Enfin, Adalard et Isaac se sépar­ent car je voulais que le tra­duc­teur soit seul à renter avec l’éléphant, pour mieux soulign­er son exploit. 

Édi­tions La Com­pag­nie Lit­téraire : Jean-Luc Marc­hand, mer­ci d’avoir répon­du à nos ques­tions. Souhaitez-vous ajouter quelque chose ?

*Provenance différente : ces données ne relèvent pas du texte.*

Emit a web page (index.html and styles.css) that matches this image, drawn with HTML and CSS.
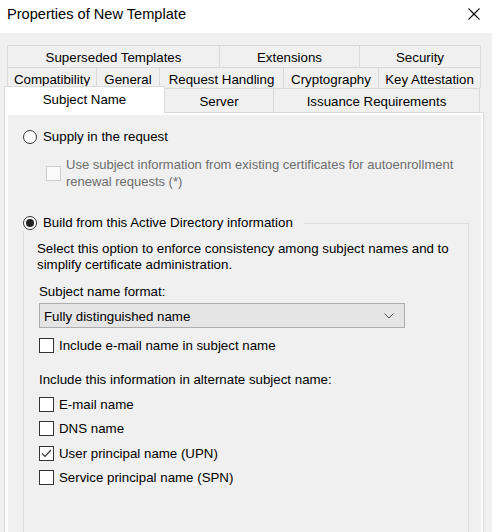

Jean-Luc Marc­hand : Je suis tou­jours assez impres­sion­né de voir com­bi­en les échanges entre les hommes étaient déjà impor­tants à des épo­ques où les dis­tances rendaient les voy­ages longs et périlleux. Banal­isées de nos jours, les expédi­tions loin­taines étaient de vraies aven­tures. On con­nais­sait peut-être le nom de villes ou de sou­verains étrangers, mais sans en savoir beau­coup plus. Par­tir à leur décou­verte, pass­er de la vague idée de leur exis­tence à leur réal­ité, d’une vir­tu­al­ité incer­taine à une décou­verte con­crète, devait pro­cur­er une cer­taine exal­ta­tion. La per­spec­tive d’un voy­age, puis son sou­venir, sont sou­vent de puis­sants pour­voyeurs d’émotions, d’autant plus à une époque où les déplace­ments loin­tains étaient rares. Voilà pourquoi j’ai choisi de met­tre en exer­gue cette phrase de Lamar­tine (extraite de : Un voy­age en Ori­ent) : « Vivons, voyons, voy­a­geons : le monde est un livre dont chaque pas nous tourne une page ; celui qui n’en a lu qu’une, que sait-il ? ».